**BRIEF:** Each line that follows should be printed again exactly as it stands.

----------------------------------------

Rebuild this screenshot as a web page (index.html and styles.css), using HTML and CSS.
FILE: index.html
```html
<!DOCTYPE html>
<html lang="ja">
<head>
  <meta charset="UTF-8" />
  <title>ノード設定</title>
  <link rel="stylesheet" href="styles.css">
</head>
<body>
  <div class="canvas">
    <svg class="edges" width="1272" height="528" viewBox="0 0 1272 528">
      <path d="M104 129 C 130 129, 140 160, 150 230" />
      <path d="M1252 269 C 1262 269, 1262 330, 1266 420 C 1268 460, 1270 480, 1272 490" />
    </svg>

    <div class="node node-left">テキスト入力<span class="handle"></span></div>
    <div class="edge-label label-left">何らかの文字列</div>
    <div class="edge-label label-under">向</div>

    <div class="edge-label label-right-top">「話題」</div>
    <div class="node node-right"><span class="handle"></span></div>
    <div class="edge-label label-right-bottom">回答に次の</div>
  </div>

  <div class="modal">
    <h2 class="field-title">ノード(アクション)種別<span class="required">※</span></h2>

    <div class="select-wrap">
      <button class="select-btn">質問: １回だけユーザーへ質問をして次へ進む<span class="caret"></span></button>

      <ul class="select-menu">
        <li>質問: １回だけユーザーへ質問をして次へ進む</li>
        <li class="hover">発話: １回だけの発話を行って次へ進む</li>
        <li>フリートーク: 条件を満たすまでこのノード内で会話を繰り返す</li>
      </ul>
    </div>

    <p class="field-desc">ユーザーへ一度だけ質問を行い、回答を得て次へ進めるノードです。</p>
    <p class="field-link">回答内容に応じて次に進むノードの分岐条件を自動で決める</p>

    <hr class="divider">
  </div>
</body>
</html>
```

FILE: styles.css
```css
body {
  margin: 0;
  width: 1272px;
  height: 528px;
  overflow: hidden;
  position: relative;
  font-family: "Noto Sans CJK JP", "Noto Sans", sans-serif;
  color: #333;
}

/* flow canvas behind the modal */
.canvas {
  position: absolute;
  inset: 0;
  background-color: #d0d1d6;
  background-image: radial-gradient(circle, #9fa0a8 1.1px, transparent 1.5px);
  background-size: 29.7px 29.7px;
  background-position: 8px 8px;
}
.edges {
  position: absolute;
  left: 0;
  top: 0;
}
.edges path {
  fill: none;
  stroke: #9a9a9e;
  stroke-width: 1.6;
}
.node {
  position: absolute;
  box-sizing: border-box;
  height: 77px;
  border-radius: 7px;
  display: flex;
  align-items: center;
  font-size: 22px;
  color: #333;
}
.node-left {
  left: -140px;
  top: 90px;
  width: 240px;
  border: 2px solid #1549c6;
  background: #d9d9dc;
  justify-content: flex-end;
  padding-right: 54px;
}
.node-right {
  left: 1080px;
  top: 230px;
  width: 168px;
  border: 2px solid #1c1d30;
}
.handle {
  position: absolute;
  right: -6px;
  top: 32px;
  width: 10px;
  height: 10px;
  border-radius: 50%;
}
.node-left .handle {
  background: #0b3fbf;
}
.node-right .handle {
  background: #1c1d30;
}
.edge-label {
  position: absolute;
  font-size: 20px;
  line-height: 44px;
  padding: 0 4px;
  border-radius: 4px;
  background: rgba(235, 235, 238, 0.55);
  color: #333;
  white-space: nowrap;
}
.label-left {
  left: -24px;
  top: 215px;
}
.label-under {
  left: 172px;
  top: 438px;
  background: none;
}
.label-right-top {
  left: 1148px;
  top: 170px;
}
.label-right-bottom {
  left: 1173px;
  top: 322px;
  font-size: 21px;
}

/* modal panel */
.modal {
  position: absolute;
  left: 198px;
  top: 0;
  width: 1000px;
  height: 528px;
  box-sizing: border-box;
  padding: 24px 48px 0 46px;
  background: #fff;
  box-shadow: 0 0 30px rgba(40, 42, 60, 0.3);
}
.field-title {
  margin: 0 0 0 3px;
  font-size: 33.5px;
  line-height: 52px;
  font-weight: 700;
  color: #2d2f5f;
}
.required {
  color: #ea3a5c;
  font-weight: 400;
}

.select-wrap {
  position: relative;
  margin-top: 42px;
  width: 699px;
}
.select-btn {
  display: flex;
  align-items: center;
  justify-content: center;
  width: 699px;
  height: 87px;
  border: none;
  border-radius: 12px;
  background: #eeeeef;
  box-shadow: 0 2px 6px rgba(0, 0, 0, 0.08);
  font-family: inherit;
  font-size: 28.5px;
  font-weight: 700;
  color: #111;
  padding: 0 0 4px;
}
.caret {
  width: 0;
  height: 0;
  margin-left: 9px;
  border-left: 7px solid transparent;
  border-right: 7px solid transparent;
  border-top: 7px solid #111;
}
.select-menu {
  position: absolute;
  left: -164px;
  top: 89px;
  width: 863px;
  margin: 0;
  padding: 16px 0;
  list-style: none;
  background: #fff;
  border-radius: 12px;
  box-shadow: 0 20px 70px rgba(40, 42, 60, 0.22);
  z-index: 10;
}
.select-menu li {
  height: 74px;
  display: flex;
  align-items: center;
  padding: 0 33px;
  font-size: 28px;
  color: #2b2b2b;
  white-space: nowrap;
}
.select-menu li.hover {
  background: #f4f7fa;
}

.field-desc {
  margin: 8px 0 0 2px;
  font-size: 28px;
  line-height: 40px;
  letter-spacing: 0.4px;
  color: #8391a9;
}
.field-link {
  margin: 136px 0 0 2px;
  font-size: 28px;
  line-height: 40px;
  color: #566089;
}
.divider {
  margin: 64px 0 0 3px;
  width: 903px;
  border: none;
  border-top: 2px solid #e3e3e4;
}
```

----------------------------------------

**EXERCISE SOLUTION:**
Rebuild this screenshot as a web page (index.html and styles.css), using HTML and CSS.
FILE: index.html
```html
<!DOCTYPE html>
<html lang="ja">
<head>
  <meta charset="UTF-8" />
  <title>ノード設定</title>
  <link rel="stylesheet" href="styles.css">
</head>
<body>
  <div class="canvas">
    <svg class="edges" width="1272" height="528" viewBox="0 0 1272 528">
      <path d="M104 129 C 130 129, 140 160, 150 230" />
      <path d="M1252 269 C 1262 269, 1262 330, 1266 420 C 1268 460, 1270 480, 1272 490" />
    </svg>

    <div class="node node-left">テキスト入力<span class="handle"></span></div>
    <div class="edge-label label-left">何らかの文字列</div>
    <div class="edge-label label-under">向</div>

    <div class="edge-label label-right-top">「話題」</div>
    <div class="node node-right"><span class="handle"></span></div>
    <div class="edge-label label-right-bottom">回答に次の</div>
  </div>

  <div class="modal">
    <h2 class="field-title">ノード(アクション)種別<span class="required">※</span></h2>

    <div class="select-wrap">
      <button class="select-btn">質問: １回だけユーザーへ質問をして次へ進む<span class="caret"></span></button>

      <ul class="select-menu">
        <li>質問: １回だけユーザーへ質問をして次へ進む</li>
        <li class="hover">発話: １回だけの発話を行って次へ進む</li>
        <li>フリートーク: 条件を満たすまでこのノード内で会話を繰り返す</li>
      </ul>
    </div>

    <p class="field-desc">ユーザーへ一度だけ質問を行い、回答を得て次へ進めるノードです。</p>
    <p class="field-link">回答内容に応じて次に進むノードの分岐条件を自動で決める</p>

    <hr class="divider">
  </div>
</body>
</html>
```

FILE: styles.css
```css
body {
  margin: 0;
  width: 1272px;
  height: 528px;
  overflow: hidden;
  position: relative;
  font-family: "Noto Sans CJK JP", "Noto Sans", sans-serif;
  color: #333;
}

/* flow canvas behind the modal */
.canvas {
  position: absolute;
  inset: 0;
  background-color: #d0d1d6;
  background-image: radial-gradient(circle, #9fa0a8 1.1px, transparent 1.5px);
  background-size: 29.7px 29.7px;
  background-position: 8px 8px;
}
.edges {
  position: absolute;
  left: 0;
  top: 0;
}
.edges path {
  fill: none;
  stroke: #9a9a9e;
  stroke-width: 1.6;
}
.node {
  position: absolute;
  box-sizing: border-box;
  height: 77px;
  border-radius: 7px;
  display: flex;
  align-items: center;
  font-size: 22px;
  color: #333;
}
.node-left {
  left: -140px;
  top: 90px;
  width: 240px;
  border: 2px solid #1549c6;
  background: #d9d9dc;
  justify-content: flex-end;
  padding-right: 54px;
}
.node-right {
  left: 1080px;
  top: 230px;
  width: 168px;
  border: 2px solid #1c1d30;
}
.handle {
  position: absolute;
  right: -6px;
  top: 32px;
  width: 10px;
  height: 10px;
  border-radius: 50%;
}
.node-left .handle {
  background: #0b3fbf;
}
.node-right .handle {
  background: #1c1d30;
}
.edge-label {
  position: absolute;
  font-size: 20px;
  line-height: 44px;
  padding: 0 4px;
  border-radius: 4px;
  background: rgba(235, 235, 238, 0.55);
  color: #333;
  white-space: nowrap;
}
.label-left {
  left: -24px;
  top: 215px;
}
.label-under {
  left: 172px;
  top: 438px;
  background: none;
}
.label-right-top {
  left: 1148px;
  top: 170px;
}
.label-right-bottom {
  left: 1173px;
  top: 322px;
  font-size: 21px;
}

/* modal panel */
.modal {
  position: absolute;
  left: 198px;
  top: 0;
  width: 1000px;
  height: 528px;
  box-sizing: border-box;
  padding: 24px 48px 0 46px;
  background: #fff;
  box-shadow: 0 0 30px rgba(40, 42, 60, 0.3);
}
.field-title {
  margin: 0 0 0 3px;
  font-size: 33.5px;
  line-height: 52px;
  font-weight: 700;
  color: #2d2f5f;
}
.required {
  color: #ea3a5c;
  font-weight: 400;
}

.select-wrap {
  position: relative;
  margin-top: 42px;
  width: 699px;
}
.select-btn {
  display: flex;
  align-items: center;
  justify-content: center;
  width: 699px;
  height: 87px;
  border: none;
  border-radius: 12px;
  background: #eeeeef;
  box-shadow: 0 2px 6px rgba(0, 0, 0, 0.08);
  font-family: inherit;
  font-size: 28.5px;
  font-weight: 700;
  color: #111;
  padding: 0 0 4px;
}
.caret {
  width: 0;
  height: 0;
  margin-left: 9px;
  border-left: 7px solid transparent;
  border-right: 7px solid transparent;
  border-top: 7px solid #111;
}
.select-menu {
  position: absolute;
  left: -164px;
  top: 89px;
  width: 863px;
  margin: 0;
  padding: 16px 0;
  list-style: none;
  background: #fff;
  border-radius: 12px;
  box-shadow: 0 20px 70px rgba(40, 42, 60, 0.22);
  z-index: 10;
}
.select-menu li {
  height: 74px;
  display: flex;
  align-items: center;
  padding: 0 33px;
  font-size: 28px;
  color: #2b2b2b;
  white-space: nowrap;
}
.select-menu li.hover {
  background: #f4f7fa;
}

.field-desc {
  margin: 8px 0 0 2px;
  font-size: 28px;
  line-height: 40px;
  letter-spacing: 0.4px;
  color: #8391a9;
}
.field-link {
  margin: 136px 0 0 2px;
  font-size: 28px;
  line-height: 40px;
  color: #566089;
}
.divider {
  margin: 64px 0 0 3px;
  width: 903px;
  border: none;
  border-top: 2px solid #e3e3e4;
}
```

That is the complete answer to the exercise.